31 August 1992, 11pm
The Siberian Marathon in Omsk is rapidly gaining a great reputation for friendliness. The organisers were delighted to receive the following letter from a British runner, Andrew Radgik:
“In 1990, I was one of the first Westerners to run in the Siberian International Marathon. It was my 68th marathon and I set a personal best time of 2:45:35. I returned last year, ran again and raised my total to 83. This year I am running my 100th marathon. This will be a very special race for me and I want to celebrate it where it will mean something special. I could run it where I ran my first marathon back in 1981. That one took 3:15. I was so stiff afterwards I had to walk downstairs backwards for two days. But that race has changed its venue, so it wouldn’t be a true celebration.
Or I could go to Guildford, where I broke the 3-hour barrier for the first time in 1984. I also won there in 1989: but the Guildford Marathon has not been run since then, so I can’t go there. Guernsey Marathon also holds special memories for me. I won my first ever prize there in 1988 and returned there the following year to complete my 50th marathon and run a then PR of 2:45:46. Alas, that one too is no longer run.

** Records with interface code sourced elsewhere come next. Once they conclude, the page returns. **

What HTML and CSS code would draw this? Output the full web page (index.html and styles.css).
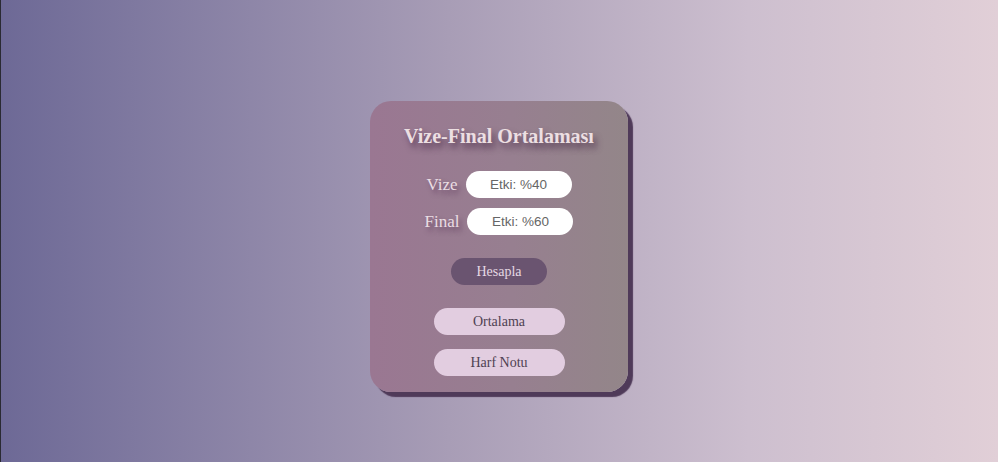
FILE: index.html
```html
<!DOCTYPE html>
<html lang="tr">
<head>
<meta charset="utf-8">
<title>Vize-Final Ortalaması</title>
<link rel="stylesheet" href="styles.css">
</head>
<body>
<main class="page">
  <section class="card">
    <h1 class="title">Vize-Final Ortalaması</h1>
    <div class="row row-vize">
      <label class="label" for="vize">Vize</label>
      <input class="field" id="vize" type="text" placeholder="Etki: %40">
    </div>
    <div class="row row-final">
      <label class="label" for="final">Final</label>
      <input class="field" id="final" type="text" placeholder="Etki: %60">
    </div>
    <button class="btn btn-dark" type="button">Hesapla</button>
    <button class="btn btn-light btn-first" type="button">Ortalama</button>
    <button class="btn btn-light btn-second" type="button">Harf Notu</button>
  </section>
</main>
</body>
</html>
```

FILE: styles.css
```css
* { box-sizing: border-box; }
html, body { height: 100%; }
body {
  margin: 0;
  font-family: "Liberation Serif", "DejaVu Serif", serif;
  background: linear-gradient(to right, #6d6996 0%, #a89db6 45%, #cdbfcf 75%, #e1cfd7 100%);
  box-shadow: inset 1px 0 0 #2a2a33;
}
.page {
  height: 462px;
  display: flex;
  justify-content: center;
  padding-top: 101px;
}
.card {
  width: 258px;
  height: 291px;
  border-radius: 21px;
  background: linear-gradient(to right, #9a7792 0%, #977f90 55%, #938689 100%);
  box-shadow: 5px 5px 1px #4f3a59;
  display: flex;
  flex-direction: column;
  align-items: center;
  padding-top: 21px;
}
.title {
  margin: 0;
  font-size: 20px;
  line-height: 28px;
  font-weight: bold;
  color: #ecdfe2;
  text-shadow: 3px 5px 6px rgba(70, 40, 70, 0.75);
}
.row {
  display: flex;
  align-items: center;
  gap: 8px;
  height: 27px;
}
.row-vize { margin-top: 21px; }
.row-final { margin-top: 10px; }
.label {
  font-size: 17px;
  color: #eadde3;
  text-shadow: 3px 4px 5px rgba(80, 45, 80, 0.6);
}
.field {
  width: 106px;
  height: 27px;
  border: none;
  border-radius: 14px;
  background: #ffffff;
  text-align: center;
  font-family: "Liberation Sans", Arial, sans-serif;
  font-size: 13.5px;
  color: #555;
  outline: none;
  padding: 0 6px;
}
.field::placeholder { color: #666; }
.btn {
  border: none;
  height: 27px;
  border-radius: 14px;
  font-family: "Liberation Serif", "DejaVu Serif", serif;
  font-size: 14px;
  padding: 0;
  cursor: pointer;
}
.btn-dark {
  margin-top: 23px;
  width: 96px;
  background: #6a5470;
  color: #e6d9e4;
}
.btn-light {
  width: 131px;
  background: #e2cde0;
  color: #4f4152;
}
.btn-first { margin-top: 23px; }
.btn-second { margin-top: 14px; }
```
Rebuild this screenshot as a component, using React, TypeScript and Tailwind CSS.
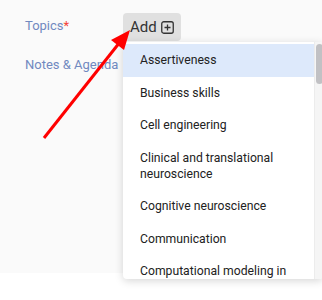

So then I thought of going overseas. New York was my first foreign race but it is also my slowest to date (4:13 in very hot and humid weather), or maybe back to Boston. But I want to go there in 1996 when they have their marathon centenary. Paris perhaps, or Moscow?
In the end I rejected all these options. Instead I decided to return to Omsk. It may not be the most accessible place or the most glamorous. The road surface is not the smoothest nor the scenery the prettiest. But it is the friendliest. Nowhere else have I been given flowers during the race. Nowhere else have I made friends who have written to me regularly during the year. Nowhere else have I felt the same warmth and encountered the same generosity as in your city.
So, I will be back. I will run my 100th marathon in Siberia, and I will celebrate. I hope you will celebrate with me.”
Race organiser Dimitri Khodko tells us that Fred Lebow, AIMS Vice-President Emeritus, accepted an invitation to Omsk for the 1992 race and was hoping to run the half-marathon. Dimitri sent us photographs of the first Siberian Christmas Half-Marathon, run on 29 December 1991. About 70 runners aged 16 to 62 took part in “typical Siberian weather” – temperature of –16C, sunny and dry.
The runners wore tracksuits and wool caps, except for two hardy Siberians, who ran in shorts. First man back was Andrei Lavrikov (1:20:55) and first woman Galina Kuragina (1:31:15). The race is to be run again on 7 January 1993 – the Orthodox Christmas holiday in Russia.